* _INSTRUCTIONS FOR THE TASK_: Each entry below should be written out exactly as it is, with no pictures.
<<<<
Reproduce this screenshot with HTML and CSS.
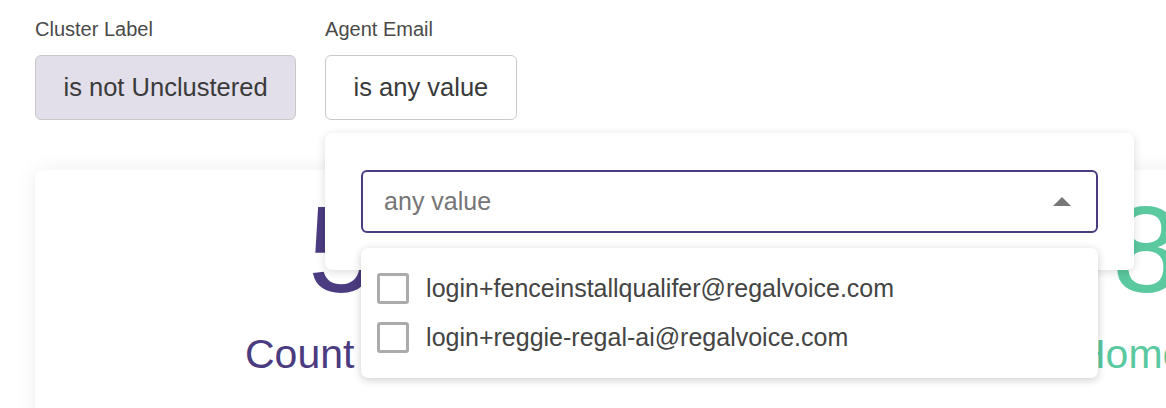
FILE: index.html
```html
<!DOCTYPE html>
<html lang="en">
<head>
<meta charset="utf-8">
<title>Filters</title>
<link rel="stylesheet" href="styles.css">
</head>
<body>
<div class="page">
  <div class="filters">
    <div class="filter">
      <div class="filter-label">Cluster Label</div>
      <button class="filter-btn active">is not Unclustered</button>
    </div>
    <div class="filter">
      <div class="filter-label">Agent Email</div>
      <button class="filter-btn">is any value</button>
      <div class="popover">
        <div class="select-wrap">
          <div class="select">
            <span class="select-placeholder">any value</span>
            <span class="caret"></span>
          </div>
          <ul class="options">
            <li class="option"><span class="checkbox"></span><span>login+fenceinstallqualifer@regalvoice.com</span></li>
            <li class="option"><span class="checkbox"></span><span>login+reggie-regal-ai@regalvoice.com</span></li>
          </ul>
        </div>
      </div>
    </div>
  </div>
  <div class="card">
    <div class="metrics">
      <div class="metric metric-purple">
        <div class="metric-value value-count">5</div>
        <div class="metric-label">Count</div>
      </div>
      <div class="metric metric-green">
        <div class="metric-value value-home">8</div>
        <div class="metric-label">Home</div>
      </div>
    </div>
  </div>
</div>
</body>
</html>
```

FILE: styles.css
```css
html, body {
  margin: 0;
  padding: 0;
  background: #ffffff;
  overflow: hidden;
  width: 1166px;
  height: 408px;
}

body {
  font-family: "Liberation Sans", Arial, Helvetica, sans-serif;
  color: #3c3c3c;
}

.page {
  padding: 17px 0 0 35px;
}

.filters {
  display: flex;
  gap: 29px;
  position: relative;
  z-index: 2;
}

.filter {
  position: relative;
  display: flex;
  flex-direction: column;
  align-items: flex-start;
}

.filter-label {
  font-size: 20px;
  line-height: 24px;
  color: #4a4a4a;
  margin-bottom: 14px;
}

.filter-btn {
  font-family: "Liberation Sans", Arial, Helvetica, sans-serif;
  font-size: 25.5px;
  color: #3a3a3a;
  height: 65px;
  padding: 0 27.5px;
  background: #ffffff;
  border: 1px solid #c9c9c9;
  border-radius: 6px;
  cursor: pointer;
}

.filter-btn.active {
  background: #e2dfea;
}

.popover {
  position: absolute;
  top: calc(100% + 13px);
  left: 0;
  width: 737px;
  padding: 37px 36px;
  background: #ffffff;
  border-radius: 7px;
  box-shadow: 0 2px 10px rgba(0, 0, 0, 0.14);
}

.select-wrap {
  position: relative;
}

.select {
  box-sizing: border-box;
  height: 63px;
  border: 2px solid #4b3b80;
  border-radius: 6px;
  display: flex;
  align-items: center;
  justify-content: space-between;
  padding: 0 25px 0 21px;
}

.select-placeholder {
  font-size: 25px;
  color: #767676;
}

.caret {
  width: 0;
  height: 0;
  border-left: 9px solid transparent;
  border-right: 9px solid transparent;
  border-bottom: 9px solid #777777;
  margin-top: -1px;
}

.options {
  position: absolute;
  top: calc(100% + 15px);
  left: 0;
  width: 100%;
  box-sizing: border-box;
  margin: 0;
  padding: 16px 0 16px 16px;
  list-style: none;
  background: #ffffff;
  border-radius: 7px;
  box-shadow: 0 2px 9px rgba(0, 0, 0, 0.2);
}

.option {
  height: 49px;
  display: flex;
  align-items: center;
  gap: 17px;
  font-size: 25px;
  color: #444444;
}

.checkbox {
  box-sizing: border-box;
  width: 32px;
  height: 31px;
  border: 3px solid #ababab;
  border-radius: 3px;
  background: #ffffff;
  flex: none;
}

.card {
  margin-top: 50px;
  width: 1300px;
  height: 400px;
  background: #ffffff;
  border-radius: 9px;
  box-shadow: 0 0 22px rgba(0, 0, 0, 0.07);
  padding-top: 19px;
  box-sizing: border-box;
  position: relative;
  z-index: 1;
}

.metrics {
  display: grid;
  grid-template-columns: 831px auto;
  padding-left: 210px;
}

.metric {
  display: flex;
  flex-direction: column;
  align-items: flex-start;
}

.metric-value {
  font-size: 122px;
  line-height: 1;
}

.value-count {
  margin-left: 63px;
}

.value-home {
  margin-left: 36px;
}

.metric-label {
  font-size: 41px;
  line-height: 1;
  margin-top: 23px;
}

.metric-purple {
  color: #4b3b80;
}

.metric-green {
  color: #5bc9a0;
}
```
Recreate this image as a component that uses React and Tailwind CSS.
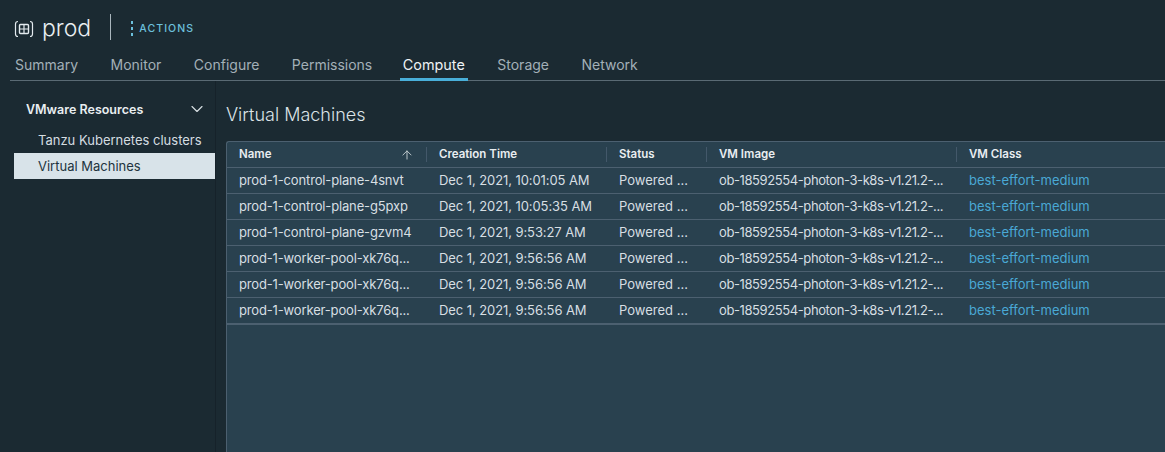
>>>>
* _WORKED ANSWER_:
Reproduce this screenshot with HTML and CSS.
FILE: index.html
```html
<!DOCTYPE html>
<html lang="en">
<head>
<meta charset="utf-8">
<title>Filters</title>
<link rel="stylesheet" href="styles.css">
</head>
<body>
<div class="page">
  <div class="filters">
    <div class="filter">
      <div class="filter-label">Cluster Label</div>
      <button class="filter-btn active">is not Unclustered</button>
    </div>
    <div class="filter">
      <div class="filter-label">Agent Email</div>
      <button class="filter-btn">is any value</button>
      <div class="popover">
        <div class="select-wrap">
          <div class="select">
            <span class="select-placeholder">any value</span>
            <span class="caret"></span>
          </div>
          <ul class="options">
            <li class="option"><span class="checkbox"></span><span>login+fenceinstallqualifer@regalvoice.com</span></li>
            <li class="option"><span class="checkbox"></span><span>login+reggie-regal-ai@regalvoice.com</span></li>
          </ul>
        </div>
      </div>
    </div>
  </div>
  <div class="card">
    <div class="metrics">
      <div class="metric metric-purple">
        <div class="metric-value value-count">5</div>
        <div class="metric-label">Count</div>
      </div>
      <div class="metric metric-green">
        <div class="metric-value value-home">8</div>
        <div class="metric-label">Home</div>
      </div>
    </div>
  </div>
</div>
</body>
</html>
```

FILE: styles.css
```css
html, body {
  margin: 0;
  padding: 0;
  background: #ffffff;
  overflow: hidden;
  width: 1166px;
  height: 408px;
}

body {
  font-family: "Liberation Sans", Arial, Helvetica, sans-serif;
  color: #3c3c3c;
}

.page {
  padding: 17px 0 0 35px;
}

.filters {
  display: flex;
  gap: 29px;
  position: relative;
  z-index: 2;
}

.filter {
  position: relative;
  display: flex;
  flex-direction: column;
  align-items: flex-start;
}

.filter-label {
  font-size: 20px;
  line-height: 24px;
  color: #4a4a4a;
  margin-bottom: 14px;
}

.filter-btn {
  font-family: "Liberation Sans", Arial, Helvetica, sans-serif;
  font-size: 25.5px;
  color: #3a3a3a;
  height: 65px;
  padding: 0 27.5px;
  background: #ffffff;
  border: 1px solid #c9c9c9;
  border-radius: 6px;
  cursor: pointer;
}

.filter-btn.active {
  background: #e2dfea;
}

.popover {
  position: absolute;
  top: calc(100% + 13px);
  left: 0;
  width: 737px;
  padding: 37px 36px;
  background: #ffffff;
  border-radius: 7px;
  box-shadow: 0 2px 10px rgba(0, 0, 0, 0.14);
}

.select-wrap {
  position: relative;
}

.select {
  box-sizing: border-box;
  height: 63px;
  border: 2px solid #4b3b80;
  border-radius: 6px;
  display: flex;
  align-items: center;
  justify-content: space-between;
  padding: 0 25px 0 21px;
}

.select-placeholder {
  font-size: 25px;
  color: #767676;
}

.caret {
  width: 0;
  height: 0;
  border-left: 9px solid transparent;
  border-right: 9px solid transparent;
  border-bottom: 9px solid #777777;
  margin-top: -1px;
}

.options {
  position: absolute;
  top: calc(100% + 15px);
  left: 0;
  width: 100%;
  box-sizing: border-box;
  margin: 0;
  padding: 16px 0 16px 16px;
  list-style: none;
  background: #ffffff;
  border-radius: 7px;
  box-shadow: 0 2px 9px rgba(0, 0, 0, 0.2);
}

.option {
  height: 49px;
  display: flex;
  align-items: center;
  gap: 17px;
  font-size: 25px;
  color: #444444;
}

.checkbox {
  box-sizing: border-box;
  width: 32px;
  height: 31px;
  border: 3px solid #ababab;
  border-radius: 3px;
  background: #ffffff;
  flex: none;
}

.card {
  margin-top: 50px;
  width: 1300px;
  height: 400px;
  background: #ffffff;
  border-radius: 9px;
  box-shadow: 0 0 22px rgba(0, 0, 0, 0.07);
  padding-top: 19px;
  box-sizing: border-box;
  position: relative;
  z-index: 1;
}

.metrics {
  display: grid;
  grid-template-columns: 831px auto;
  padding-left: 210px;
}

.metric {
  display: flex;
  flex-direction: column;
  align-items: flex-start;
}

.metric-value {
  font-size: 122px;
  line-height: 1;
}

.value-count {
  margin-left: 63px;
}

.value-home {
  margin-left: 36px;
}

.metric-label {
  font-size: 41px;
  line-height: 1;
  margin-top: 23px;
}

.metric-purple {
  color: #4b3b80;
}

.metric-green {
  color: #5bc9a0;
}
```
Recreate this image as a component that uses React and Tailwind CSS.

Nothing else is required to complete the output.